Supplied information →

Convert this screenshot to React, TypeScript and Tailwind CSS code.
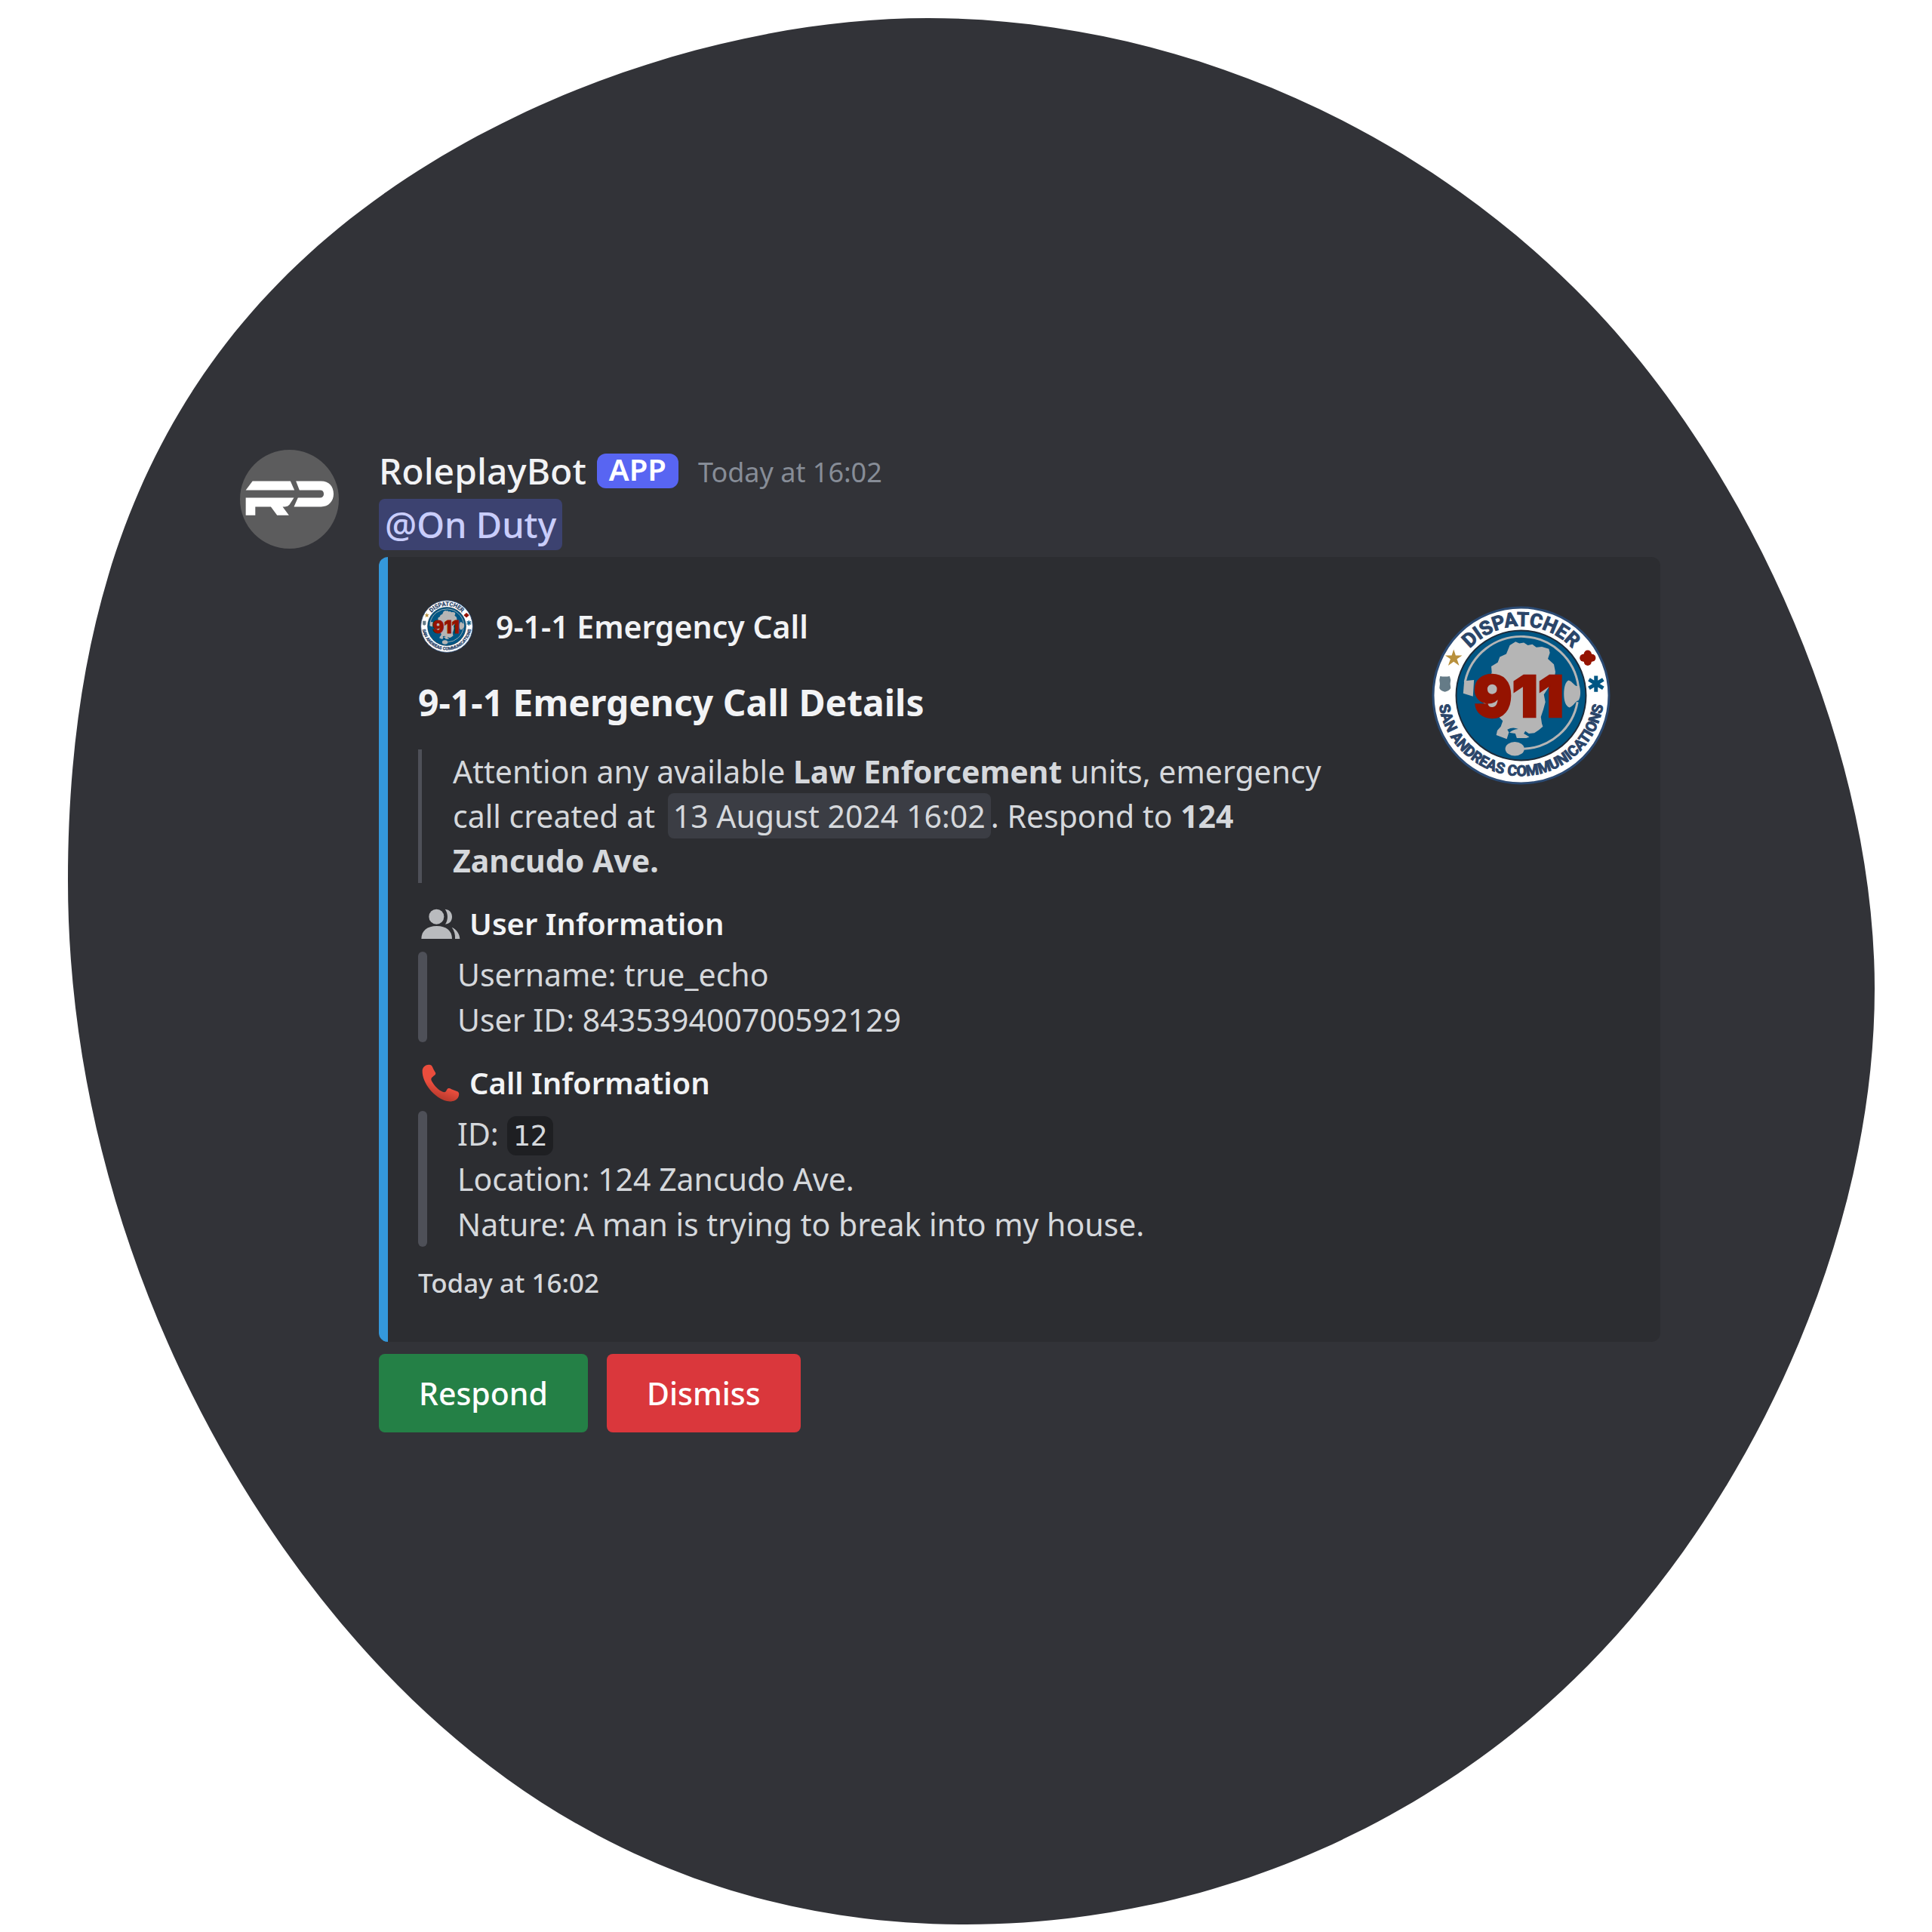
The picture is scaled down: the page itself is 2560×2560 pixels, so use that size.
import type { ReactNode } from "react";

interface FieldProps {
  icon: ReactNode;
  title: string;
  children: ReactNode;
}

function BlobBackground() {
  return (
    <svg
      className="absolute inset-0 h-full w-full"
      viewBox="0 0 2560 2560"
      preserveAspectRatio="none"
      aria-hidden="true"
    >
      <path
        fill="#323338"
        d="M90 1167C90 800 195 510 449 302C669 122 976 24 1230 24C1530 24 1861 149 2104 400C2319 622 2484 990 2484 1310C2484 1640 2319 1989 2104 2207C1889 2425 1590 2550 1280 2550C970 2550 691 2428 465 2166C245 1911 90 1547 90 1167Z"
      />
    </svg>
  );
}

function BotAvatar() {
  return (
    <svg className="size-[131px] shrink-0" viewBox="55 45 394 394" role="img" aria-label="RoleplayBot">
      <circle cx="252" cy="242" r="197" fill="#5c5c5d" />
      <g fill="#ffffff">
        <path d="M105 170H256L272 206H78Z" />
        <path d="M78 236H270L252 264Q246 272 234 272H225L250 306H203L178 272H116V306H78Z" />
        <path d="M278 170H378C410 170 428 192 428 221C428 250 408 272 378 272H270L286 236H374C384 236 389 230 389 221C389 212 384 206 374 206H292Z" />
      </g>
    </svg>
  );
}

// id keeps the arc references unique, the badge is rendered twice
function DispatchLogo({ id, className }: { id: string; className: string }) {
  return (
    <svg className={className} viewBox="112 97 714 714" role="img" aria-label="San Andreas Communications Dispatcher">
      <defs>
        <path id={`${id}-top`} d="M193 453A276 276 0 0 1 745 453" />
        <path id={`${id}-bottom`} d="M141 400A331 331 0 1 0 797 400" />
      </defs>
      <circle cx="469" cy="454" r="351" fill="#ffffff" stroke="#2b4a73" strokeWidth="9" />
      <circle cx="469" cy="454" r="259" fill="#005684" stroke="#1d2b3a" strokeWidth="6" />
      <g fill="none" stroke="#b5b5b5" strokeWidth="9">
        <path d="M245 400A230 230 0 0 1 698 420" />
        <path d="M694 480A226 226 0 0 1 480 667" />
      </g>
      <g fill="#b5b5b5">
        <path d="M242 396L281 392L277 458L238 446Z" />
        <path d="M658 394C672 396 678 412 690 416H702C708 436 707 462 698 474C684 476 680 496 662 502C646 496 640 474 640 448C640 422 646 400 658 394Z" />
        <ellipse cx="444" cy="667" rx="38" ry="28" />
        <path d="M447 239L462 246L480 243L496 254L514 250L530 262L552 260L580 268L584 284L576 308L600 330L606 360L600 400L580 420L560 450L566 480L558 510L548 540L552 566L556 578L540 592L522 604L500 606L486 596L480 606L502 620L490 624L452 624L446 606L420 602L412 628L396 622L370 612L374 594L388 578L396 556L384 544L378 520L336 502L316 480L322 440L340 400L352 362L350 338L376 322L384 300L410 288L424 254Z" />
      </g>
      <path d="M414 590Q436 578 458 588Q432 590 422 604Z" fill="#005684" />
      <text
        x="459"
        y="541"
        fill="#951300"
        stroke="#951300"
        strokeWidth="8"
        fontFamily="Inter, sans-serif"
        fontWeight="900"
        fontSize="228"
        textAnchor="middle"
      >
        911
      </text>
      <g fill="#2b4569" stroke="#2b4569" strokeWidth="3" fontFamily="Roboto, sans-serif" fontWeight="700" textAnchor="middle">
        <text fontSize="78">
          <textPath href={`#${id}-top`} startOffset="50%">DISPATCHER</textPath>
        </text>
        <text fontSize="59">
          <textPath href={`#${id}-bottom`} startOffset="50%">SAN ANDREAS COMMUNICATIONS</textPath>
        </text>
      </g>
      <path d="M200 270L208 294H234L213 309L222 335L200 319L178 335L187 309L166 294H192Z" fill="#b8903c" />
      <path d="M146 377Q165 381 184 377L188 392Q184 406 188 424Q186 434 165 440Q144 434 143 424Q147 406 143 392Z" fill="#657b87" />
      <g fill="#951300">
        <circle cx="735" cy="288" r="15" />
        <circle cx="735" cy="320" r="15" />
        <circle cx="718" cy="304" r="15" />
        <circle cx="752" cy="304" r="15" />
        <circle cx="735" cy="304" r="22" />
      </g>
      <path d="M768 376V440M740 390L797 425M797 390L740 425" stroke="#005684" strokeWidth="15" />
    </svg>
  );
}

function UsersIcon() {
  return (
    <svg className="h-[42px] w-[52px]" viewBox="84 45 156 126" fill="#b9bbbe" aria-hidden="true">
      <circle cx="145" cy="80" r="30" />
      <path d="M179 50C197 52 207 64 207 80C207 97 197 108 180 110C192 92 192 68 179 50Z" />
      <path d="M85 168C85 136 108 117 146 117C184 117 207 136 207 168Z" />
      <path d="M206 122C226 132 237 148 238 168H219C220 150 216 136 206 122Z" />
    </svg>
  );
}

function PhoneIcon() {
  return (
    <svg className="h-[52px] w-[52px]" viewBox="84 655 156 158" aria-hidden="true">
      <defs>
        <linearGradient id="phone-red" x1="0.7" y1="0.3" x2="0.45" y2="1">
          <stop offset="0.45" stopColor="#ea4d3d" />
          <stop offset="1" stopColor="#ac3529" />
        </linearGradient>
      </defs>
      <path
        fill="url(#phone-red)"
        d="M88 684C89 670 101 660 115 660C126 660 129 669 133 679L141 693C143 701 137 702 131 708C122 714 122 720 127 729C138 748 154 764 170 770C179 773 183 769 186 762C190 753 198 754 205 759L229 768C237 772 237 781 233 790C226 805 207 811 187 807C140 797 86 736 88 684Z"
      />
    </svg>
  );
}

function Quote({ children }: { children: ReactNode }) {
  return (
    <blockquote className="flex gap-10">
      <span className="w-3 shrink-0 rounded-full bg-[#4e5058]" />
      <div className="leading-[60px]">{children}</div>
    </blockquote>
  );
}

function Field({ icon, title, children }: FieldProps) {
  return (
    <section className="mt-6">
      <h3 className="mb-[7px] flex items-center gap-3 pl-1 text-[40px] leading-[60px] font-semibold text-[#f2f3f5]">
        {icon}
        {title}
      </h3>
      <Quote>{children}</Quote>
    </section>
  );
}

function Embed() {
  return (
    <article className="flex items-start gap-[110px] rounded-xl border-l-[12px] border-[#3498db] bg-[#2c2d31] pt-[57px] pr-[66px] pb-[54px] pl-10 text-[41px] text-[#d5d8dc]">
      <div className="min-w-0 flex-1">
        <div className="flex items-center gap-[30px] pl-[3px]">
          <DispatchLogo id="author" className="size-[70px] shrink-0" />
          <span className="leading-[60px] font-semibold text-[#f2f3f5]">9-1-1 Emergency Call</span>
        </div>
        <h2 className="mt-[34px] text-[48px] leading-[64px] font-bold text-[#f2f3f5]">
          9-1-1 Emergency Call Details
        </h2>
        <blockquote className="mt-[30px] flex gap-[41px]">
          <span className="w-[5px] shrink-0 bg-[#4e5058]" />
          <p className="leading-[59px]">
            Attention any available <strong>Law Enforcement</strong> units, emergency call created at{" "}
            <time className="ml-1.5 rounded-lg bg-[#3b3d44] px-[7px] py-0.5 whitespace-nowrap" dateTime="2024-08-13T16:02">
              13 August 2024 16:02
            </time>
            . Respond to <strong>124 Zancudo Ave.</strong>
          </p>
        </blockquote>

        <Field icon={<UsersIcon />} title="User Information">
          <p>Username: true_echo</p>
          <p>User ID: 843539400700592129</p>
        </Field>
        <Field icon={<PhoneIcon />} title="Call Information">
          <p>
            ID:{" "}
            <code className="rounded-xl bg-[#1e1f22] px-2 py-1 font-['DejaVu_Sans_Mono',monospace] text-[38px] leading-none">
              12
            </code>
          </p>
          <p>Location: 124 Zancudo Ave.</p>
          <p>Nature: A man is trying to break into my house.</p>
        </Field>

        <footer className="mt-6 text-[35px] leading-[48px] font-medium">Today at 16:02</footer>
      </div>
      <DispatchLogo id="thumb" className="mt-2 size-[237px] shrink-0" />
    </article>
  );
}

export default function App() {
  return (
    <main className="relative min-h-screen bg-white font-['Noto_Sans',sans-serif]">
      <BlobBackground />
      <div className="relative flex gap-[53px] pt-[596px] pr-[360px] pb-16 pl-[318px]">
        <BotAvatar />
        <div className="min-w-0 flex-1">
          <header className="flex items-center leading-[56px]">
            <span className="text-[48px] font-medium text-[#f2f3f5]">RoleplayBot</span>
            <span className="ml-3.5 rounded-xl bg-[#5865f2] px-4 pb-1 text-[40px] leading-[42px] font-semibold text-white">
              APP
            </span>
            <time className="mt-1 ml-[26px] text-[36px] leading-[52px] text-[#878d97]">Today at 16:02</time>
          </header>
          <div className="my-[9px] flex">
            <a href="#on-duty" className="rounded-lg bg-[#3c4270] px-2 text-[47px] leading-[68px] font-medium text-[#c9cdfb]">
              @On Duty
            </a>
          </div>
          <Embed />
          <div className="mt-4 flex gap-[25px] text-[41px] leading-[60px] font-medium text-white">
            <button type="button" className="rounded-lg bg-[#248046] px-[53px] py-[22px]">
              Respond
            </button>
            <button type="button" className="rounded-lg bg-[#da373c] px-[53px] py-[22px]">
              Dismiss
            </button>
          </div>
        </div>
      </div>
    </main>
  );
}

Your instructions →
Each line above that includes "code" should be shown.

Final result →
Convert this screenshot to React, TypeScript and Tailwind CSS code.
            <code className="rounded-xl bg-[#1e1f22] px-2 py-1 font-['DejaVu_Sans_Mono',monospace] text-[38px] leading-none">
            </code>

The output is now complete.